──────── GIVEN INFORMATION ────────
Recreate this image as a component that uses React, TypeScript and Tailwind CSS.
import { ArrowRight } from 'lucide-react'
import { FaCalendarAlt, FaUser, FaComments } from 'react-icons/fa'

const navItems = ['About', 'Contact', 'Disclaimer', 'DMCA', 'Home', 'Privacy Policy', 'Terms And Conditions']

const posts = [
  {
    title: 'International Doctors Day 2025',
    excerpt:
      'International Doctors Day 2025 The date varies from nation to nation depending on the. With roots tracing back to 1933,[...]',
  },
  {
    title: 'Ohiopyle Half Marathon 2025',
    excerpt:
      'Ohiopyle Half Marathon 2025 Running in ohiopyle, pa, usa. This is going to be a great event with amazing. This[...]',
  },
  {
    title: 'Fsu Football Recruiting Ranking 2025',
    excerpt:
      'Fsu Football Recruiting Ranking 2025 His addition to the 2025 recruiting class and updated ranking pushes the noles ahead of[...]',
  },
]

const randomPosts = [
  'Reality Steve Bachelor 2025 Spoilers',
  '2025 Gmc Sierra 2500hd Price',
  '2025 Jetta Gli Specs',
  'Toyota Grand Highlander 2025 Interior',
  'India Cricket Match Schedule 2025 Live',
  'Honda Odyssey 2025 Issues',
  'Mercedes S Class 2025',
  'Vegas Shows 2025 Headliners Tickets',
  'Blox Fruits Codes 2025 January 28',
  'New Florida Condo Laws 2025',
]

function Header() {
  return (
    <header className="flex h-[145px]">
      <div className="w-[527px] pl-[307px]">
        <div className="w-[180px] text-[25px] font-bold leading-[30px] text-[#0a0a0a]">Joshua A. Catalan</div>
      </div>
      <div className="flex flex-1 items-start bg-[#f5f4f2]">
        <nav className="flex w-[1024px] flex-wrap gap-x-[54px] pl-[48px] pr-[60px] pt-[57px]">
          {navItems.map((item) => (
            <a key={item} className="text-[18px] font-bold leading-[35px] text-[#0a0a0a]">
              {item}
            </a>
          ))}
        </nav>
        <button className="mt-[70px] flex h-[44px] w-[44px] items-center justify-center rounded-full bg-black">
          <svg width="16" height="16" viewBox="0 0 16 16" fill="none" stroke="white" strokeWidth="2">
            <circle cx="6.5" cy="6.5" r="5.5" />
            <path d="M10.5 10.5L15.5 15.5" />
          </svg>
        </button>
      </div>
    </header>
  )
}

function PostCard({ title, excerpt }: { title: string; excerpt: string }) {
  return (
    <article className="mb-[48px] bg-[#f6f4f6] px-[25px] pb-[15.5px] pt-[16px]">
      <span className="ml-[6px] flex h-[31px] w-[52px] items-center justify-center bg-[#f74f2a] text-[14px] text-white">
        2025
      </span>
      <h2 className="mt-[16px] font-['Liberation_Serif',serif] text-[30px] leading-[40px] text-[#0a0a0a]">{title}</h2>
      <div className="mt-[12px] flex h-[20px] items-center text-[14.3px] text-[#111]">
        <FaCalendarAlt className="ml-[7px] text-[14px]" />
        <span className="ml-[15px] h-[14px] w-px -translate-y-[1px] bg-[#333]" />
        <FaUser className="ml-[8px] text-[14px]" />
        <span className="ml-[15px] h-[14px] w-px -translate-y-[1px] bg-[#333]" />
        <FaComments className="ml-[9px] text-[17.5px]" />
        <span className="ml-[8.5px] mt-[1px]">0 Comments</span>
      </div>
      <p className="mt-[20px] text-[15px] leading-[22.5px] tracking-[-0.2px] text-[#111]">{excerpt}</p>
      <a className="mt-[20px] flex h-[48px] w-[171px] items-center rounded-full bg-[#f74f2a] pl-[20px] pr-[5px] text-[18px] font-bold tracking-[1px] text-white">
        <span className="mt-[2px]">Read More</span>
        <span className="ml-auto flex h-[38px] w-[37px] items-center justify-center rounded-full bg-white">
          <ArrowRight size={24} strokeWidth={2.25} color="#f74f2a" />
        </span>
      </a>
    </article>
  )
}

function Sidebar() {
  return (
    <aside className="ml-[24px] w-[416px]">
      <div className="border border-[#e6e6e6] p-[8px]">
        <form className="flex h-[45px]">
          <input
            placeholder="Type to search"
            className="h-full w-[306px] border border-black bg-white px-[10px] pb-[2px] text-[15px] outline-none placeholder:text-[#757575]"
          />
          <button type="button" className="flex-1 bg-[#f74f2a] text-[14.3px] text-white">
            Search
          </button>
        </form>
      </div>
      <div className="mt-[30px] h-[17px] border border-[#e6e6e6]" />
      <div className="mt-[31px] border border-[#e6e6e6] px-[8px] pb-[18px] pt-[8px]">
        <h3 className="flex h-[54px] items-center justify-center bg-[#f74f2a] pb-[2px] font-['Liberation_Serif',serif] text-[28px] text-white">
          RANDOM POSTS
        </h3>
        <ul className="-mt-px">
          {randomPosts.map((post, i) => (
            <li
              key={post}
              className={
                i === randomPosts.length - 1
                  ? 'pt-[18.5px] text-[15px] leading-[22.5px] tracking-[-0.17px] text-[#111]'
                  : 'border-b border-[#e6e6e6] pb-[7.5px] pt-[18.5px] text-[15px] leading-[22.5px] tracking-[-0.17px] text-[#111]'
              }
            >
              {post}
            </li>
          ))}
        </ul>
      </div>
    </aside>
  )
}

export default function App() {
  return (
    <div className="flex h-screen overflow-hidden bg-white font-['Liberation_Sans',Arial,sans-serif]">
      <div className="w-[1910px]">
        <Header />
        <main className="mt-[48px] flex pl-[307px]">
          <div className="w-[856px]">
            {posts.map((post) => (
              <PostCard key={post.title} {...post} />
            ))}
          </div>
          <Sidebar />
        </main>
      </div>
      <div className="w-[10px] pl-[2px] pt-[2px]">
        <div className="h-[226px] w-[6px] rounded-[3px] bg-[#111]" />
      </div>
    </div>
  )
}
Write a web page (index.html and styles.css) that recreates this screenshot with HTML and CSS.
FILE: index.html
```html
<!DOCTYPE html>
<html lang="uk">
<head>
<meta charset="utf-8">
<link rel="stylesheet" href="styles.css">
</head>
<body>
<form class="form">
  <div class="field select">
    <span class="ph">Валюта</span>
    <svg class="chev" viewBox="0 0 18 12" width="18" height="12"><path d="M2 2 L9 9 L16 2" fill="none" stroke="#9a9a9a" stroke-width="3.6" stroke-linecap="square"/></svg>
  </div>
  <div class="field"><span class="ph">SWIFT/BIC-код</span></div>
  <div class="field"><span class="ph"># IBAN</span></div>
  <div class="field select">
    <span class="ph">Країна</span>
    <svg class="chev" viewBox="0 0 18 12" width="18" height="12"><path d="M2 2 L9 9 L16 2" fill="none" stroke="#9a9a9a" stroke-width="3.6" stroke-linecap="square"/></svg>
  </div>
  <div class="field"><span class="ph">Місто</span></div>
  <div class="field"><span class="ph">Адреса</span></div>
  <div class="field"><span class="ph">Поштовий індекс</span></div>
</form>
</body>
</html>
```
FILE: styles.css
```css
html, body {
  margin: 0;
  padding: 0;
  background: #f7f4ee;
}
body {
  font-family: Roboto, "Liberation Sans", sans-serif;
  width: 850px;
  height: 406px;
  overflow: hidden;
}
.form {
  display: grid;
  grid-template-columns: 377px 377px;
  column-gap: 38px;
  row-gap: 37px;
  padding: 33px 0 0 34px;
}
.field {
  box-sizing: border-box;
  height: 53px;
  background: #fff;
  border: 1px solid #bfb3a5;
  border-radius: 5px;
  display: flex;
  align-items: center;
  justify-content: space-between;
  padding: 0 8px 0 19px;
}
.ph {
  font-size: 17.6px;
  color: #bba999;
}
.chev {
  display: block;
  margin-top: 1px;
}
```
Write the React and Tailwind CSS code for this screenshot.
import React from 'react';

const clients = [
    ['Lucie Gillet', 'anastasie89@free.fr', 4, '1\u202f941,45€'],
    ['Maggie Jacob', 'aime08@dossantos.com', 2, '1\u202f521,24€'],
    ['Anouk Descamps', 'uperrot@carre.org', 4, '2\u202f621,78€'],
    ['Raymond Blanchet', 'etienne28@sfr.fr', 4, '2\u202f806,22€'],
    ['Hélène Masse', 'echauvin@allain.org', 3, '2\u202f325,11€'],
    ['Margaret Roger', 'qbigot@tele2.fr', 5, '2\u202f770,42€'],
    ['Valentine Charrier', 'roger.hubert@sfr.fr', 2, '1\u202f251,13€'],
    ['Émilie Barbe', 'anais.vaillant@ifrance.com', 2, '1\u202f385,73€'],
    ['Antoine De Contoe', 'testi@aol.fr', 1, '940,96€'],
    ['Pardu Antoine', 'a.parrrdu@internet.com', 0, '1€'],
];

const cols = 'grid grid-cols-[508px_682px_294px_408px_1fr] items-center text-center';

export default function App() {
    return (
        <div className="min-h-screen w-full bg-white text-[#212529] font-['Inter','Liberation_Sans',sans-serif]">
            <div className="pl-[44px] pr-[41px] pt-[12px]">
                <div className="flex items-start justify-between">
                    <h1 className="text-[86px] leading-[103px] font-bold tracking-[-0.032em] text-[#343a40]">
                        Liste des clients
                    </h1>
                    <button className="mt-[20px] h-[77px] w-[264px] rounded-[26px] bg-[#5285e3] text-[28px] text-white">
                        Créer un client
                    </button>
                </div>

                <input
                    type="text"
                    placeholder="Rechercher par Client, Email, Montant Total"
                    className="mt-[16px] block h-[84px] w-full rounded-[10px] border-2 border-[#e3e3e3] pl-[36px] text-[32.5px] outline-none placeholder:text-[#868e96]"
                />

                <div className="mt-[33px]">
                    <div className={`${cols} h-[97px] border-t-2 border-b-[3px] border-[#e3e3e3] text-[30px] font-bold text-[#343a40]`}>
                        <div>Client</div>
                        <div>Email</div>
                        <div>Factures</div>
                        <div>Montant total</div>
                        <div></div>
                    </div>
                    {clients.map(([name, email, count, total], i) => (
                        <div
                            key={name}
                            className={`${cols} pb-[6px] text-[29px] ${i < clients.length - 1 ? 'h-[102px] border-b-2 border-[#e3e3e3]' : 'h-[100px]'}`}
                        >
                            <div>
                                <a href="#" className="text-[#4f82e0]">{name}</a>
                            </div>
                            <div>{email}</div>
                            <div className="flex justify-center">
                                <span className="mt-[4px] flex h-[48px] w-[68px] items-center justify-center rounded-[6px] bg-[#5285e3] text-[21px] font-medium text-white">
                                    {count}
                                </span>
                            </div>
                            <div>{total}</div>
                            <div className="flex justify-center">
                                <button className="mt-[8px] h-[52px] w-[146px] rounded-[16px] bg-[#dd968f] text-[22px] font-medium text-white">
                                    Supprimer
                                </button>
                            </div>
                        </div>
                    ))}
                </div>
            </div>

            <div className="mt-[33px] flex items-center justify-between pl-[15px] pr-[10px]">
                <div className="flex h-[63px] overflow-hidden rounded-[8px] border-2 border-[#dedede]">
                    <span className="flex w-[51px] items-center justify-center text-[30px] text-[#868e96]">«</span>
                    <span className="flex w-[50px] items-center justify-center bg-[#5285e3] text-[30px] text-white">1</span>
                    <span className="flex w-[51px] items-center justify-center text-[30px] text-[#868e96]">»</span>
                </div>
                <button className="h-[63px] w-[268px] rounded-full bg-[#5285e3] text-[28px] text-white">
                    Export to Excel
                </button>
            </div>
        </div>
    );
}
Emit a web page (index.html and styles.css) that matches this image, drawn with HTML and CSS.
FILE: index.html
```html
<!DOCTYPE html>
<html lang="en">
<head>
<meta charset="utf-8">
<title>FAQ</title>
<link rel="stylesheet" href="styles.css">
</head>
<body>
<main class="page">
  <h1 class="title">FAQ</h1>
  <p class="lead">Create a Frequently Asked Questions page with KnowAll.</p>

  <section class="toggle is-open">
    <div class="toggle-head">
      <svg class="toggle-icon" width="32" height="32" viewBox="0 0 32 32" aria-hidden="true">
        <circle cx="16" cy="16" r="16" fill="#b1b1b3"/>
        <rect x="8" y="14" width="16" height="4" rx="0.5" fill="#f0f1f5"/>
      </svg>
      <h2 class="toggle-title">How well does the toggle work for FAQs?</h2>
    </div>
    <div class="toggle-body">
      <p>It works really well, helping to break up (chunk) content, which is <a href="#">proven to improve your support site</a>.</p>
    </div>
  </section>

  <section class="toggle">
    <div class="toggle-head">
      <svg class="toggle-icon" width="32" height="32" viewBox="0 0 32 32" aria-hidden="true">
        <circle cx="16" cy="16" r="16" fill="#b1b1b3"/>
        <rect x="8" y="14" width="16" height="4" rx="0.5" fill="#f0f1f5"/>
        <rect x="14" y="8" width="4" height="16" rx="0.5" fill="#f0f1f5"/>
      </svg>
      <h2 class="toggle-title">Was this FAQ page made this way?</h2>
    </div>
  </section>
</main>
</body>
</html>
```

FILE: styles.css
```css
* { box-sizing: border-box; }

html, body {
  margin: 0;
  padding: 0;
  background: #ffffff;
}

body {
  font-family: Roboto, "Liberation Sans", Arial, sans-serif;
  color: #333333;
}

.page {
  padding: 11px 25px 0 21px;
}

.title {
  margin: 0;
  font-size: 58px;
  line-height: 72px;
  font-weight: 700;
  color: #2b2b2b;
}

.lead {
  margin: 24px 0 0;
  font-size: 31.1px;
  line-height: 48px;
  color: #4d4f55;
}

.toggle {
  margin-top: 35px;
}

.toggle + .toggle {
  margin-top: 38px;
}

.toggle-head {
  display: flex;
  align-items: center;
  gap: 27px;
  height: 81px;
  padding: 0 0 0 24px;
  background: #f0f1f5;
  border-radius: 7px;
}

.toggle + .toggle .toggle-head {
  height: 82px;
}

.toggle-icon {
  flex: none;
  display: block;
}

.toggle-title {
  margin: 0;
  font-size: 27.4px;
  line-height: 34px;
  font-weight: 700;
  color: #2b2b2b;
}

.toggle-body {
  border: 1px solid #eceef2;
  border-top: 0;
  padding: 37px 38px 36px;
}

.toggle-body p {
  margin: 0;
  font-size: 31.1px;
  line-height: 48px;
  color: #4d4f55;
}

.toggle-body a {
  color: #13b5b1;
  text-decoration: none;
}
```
────────
▶ **TASK OBJECTIVE**:
Out of the data above, set down the lines from the one with "Write a web" to the one with "import React from 'react';", both included, exactly as written and with no additions.

▶ **WRITTEN SOLUTION**:
Write a web page (index.html and styles.css) that recreates this screenshot with HTML and CSS.
FILE: index.html
```html
<!DOCTYPE html>
<html lang="uk">
<head>
<meta charset="utf-8">
<link rel="stylesheet" href="styles.css">
</head>
<body>
<form class="form">
  <div class="field select">
    <span class="ph">Валюта</span>
    <svg class="chev" viewBox="0 0 18 12" width="18" height="12"><path d="M2 2 L9 9 L16 2" fill="none" stroke="#9a9a9a" stroke-width="3.6" stroke-linecap="square"/></svg>
  </div>
  <div class="field"><span class="ph">SWIFT/BIC-код</span></div>
  <div class="field"><span class="ph"># IBAN</span></div>
  <div class="field select">
    <span class="ph">Країна</span>
    <svg class="chev" viewBox="0 0 18 12" width="18" height="12"><path d="M2 2 L9 9 L16 2" fill="none" stroke="#9a9a9a" stroke-width="3.6" stroke-linecap="square"/></svg>
  </div>
  <div class="field"><span class="ph">Місто</span></div>
  <div class="field"><span class="ph">Адреса</span></div>
  <div class="field"><span class="ph">Поштовий індекс</span></div>
</form>
</body>
</html>
```
FILE: styles.css
```css
html, body {
  margin: 0;
  padding: 0;
  background: #f7f4ee;
}
body {
  font-family: Roboto, "Liberation Sans", sans-serif;
  width: 850px;
  height: 406px;
  overflow: hidden;
}
.form {
  display: grid;
  grid-template-columns: 377px 377px;
  column-gap: 38px;
  row-gap: 37px;
  padding: 33px 0 0 34px;
}
.field {
  box-sizing: border-box;
  height: 53px;
  background: #fff;
  border: 1px solid #bfb3a5;
  border-radius: 5px;
  display: flex;
  align-items: center;
  justify-content: space-between;
  padding: 0 8px 0 19px;
}
.ph {
  font-size: 17.6px;
  color: #bba999;
}
.chev {
  display: block;
  margin-top: 1px;
}
```
Write the React and Tailwind CSS code for this screenshot.
import React from 'react';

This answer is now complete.